>> start

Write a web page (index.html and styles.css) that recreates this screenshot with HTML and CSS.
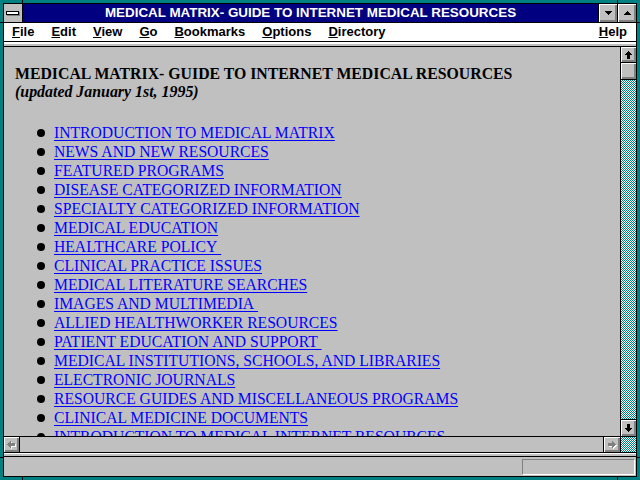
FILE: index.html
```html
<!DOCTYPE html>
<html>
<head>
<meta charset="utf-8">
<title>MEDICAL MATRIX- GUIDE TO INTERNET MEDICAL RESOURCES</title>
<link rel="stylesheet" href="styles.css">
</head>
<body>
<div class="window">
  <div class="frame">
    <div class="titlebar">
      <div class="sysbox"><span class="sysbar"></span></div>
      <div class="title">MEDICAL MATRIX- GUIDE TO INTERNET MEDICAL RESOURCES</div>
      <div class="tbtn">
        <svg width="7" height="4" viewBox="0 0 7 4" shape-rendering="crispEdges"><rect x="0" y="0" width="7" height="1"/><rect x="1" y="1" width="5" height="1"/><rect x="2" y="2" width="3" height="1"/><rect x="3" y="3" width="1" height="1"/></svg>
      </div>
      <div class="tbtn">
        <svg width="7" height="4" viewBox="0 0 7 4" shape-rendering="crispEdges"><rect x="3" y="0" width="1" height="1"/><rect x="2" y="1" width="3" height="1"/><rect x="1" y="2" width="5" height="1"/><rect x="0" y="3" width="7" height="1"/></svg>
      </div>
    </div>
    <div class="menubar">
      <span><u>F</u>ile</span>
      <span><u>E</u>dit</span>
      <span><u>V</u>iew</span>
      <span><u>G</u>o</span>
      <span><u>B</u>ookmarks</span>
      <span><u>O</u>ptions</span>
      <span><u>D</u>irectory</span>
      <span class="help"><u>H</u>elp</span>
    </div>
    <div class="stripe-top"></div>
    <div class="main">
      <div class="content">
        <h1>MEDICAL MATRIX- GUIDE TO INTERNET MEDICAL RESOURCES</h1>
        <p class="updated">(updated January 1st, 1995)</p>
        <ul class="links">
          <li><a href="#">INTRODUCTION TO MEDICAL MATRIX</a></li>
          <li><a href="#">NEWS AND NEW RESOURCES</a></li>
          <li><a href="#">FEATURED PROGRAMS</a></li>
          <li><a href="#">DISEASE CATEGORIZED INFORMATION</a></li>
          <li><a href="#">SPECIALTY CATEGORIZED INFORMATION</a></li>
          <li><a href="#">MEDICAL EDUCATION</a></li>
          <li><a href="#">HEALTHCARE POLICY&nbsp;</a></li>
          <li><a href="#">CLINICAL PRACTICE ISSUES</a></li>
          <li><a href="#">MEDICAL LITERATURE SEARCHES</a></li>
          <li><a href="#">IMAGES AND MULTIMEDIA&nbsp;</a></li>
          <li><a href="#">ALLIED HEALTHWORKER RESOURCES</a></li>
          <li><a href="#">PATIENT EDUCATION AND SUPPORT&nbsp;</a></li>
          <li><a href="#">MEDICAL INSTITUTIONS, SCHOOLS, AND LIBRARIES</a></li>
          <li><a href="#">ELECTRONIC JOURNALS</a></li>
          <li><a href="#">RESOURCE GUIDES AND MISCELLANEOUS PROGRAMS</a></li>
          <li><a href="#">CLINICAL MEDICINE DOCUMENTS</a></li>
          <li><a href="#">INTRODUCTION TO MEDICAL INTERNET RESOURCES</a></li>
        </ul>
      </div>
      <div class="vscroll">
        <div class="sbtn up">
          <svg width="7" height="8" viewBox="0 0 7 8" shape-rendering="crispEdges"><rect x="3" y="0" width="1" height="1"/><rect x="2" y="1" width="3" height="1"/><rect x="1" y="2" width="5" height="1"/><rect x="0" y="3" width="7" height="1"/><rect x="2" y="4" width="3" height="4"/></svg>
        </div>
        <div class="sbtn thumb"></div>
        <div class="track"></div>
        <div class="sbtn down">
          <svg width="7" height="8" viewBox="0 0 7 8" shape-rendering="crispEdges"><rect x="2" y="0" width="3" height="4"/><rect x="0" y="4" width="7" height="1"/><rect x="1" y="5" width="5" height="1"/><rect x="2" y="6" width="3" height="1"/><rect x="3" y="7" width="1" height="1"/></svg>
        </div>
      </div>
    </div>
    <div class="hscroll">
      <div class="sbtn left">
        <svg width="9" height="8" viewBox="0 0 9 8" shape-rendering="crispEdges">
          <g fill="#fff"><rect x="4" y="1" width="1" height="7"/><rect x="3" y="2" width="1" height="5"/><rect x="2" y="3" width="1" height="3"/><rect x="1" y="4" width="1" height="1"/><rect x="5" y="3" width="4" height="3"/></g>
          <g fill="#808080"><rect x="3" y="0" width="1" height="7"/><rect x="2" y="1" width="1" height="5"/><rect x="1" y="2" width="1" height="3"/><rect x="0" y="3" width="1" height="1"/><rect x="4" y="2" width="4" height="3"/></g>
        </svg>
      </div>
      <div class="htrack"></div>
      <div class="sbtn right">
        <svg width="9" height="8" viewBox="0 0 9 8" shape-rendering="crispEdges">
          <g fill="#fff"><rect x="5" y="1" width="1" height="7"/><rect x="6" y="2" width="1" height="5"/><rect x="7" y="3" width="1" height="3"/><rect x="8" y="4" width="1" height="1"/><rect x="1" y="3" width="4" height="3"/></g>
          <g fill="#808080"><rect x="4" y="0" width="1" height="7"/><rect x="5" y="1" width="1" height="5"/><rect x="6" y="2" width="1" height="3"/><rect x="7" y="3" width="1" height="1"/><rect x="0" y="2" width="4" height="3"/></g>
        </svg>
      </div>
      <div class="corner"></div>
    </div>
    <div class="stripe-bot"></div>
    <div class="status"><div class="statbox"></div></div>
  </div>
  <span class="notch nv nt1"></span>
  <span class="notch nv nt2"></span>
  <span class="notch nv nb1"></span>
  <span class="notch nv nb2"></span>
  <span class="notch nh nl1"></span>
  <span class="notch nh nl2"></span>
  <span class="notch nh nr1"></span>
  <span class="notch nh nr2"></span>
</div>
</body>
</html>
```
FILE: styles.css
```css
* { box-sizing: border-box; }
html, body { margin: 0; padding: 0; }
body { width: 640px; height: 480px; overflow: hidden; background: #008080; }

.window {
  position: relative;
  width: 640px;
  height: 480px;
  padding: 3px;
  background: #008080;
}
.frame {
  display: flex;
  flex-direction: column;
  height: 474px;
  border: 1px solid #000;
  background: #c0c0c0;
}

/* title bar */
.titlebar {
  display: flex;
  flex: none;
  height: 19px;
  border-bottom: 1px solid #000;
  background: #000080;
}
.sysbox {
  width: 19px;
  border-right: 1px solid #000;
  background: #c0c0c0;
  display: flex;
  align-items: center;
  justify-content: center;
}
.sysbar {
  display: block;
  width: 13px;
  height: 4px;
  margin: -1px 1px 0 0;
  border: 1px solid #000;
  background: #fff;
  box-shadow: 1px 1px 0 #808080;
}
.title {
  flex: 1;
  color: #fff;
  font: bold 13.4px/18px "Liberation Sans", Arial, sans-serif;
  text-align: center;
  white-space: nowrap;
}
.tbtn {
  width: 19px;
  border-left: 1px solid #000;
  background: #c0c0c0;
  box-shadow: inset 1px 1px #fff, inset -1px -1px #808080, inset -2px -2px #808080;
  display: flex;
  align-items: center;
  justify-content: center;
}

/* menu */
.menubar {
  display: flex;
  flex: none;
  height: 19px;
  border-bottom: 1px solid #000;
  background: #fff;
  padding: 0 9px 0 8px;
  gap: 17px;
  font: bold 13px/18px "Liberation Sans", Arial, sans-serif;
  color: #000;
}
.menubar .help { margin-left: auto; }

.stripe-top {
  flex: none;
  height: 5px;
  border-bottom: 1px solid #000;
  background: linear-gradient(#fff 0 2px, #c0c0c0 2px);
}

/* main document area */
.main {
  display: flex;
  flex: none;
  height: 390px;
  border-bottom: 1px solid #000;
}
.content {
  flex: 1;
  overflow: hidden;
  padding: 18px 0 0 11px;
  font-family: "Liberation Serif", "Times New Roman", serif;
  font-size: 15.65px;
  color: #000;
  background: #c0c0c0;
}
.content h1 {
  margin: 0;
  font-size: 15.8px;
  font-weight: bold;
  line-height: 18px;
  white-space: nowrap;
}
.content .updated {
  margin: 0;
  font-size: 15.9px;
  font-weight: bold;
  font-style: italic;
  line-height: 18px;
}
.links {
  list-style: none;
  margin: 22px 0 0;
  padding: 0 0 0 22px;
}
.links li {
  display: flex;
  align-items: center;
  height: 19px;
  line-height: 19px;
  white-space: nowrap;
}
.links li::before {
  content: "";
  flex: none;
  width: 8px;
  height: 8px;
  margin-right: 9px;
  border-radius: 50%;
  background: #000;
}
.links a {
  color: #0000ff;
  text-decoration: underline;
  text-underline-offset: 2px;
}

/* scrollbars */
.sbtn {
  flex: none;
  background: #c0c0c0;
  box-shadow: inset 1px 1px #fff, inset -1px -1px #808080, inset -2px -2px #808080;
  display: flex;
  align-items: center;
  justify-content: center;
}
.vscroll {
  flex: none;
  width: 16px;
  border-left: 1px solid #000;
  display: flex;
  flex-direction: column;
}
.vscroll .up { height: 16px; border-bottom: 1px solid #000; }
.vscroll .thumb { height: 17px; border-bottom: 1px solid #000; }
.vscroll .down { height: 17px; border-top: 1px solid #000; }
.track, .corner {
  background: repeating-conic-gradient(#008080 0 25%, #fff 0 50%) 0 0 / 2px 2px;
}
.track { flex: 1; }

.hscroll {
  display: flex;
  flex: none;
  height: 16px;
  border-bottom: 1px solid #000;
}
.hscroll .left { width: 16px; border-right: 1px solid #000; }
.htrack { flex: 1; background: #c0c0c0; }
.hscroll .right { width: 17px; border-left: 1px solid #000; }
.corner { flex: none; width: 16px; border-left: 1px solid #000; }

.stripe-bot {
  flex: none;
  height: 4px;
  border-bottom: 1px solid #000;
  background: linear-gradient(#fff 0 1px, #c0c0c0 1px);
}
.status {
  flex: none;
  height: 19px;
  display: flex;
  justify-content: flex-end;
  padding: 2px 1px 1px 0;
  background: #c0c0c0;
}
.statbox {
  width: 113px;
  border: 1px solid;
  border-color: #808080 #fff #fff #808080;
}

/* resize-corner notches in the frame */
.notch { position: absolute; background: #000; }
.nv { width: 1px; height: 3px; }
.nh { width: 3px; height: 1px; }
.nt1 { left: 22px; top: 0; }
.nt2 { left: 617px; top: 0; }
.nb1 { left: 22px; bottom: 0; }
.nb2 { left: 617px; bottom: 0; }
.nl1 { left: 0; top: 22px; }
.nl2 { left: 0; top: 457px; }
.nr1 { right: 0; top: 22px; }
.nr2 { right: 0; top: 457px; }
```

>> end

## Written exercise
Copy each line from the data above that includes "styles".

## Correct answer
Write a web page (index.html and styles.css) that recreates this screenshot with HTML and CSS.
<link rel="stylesheet" href="styles.css">
FILE: styles.css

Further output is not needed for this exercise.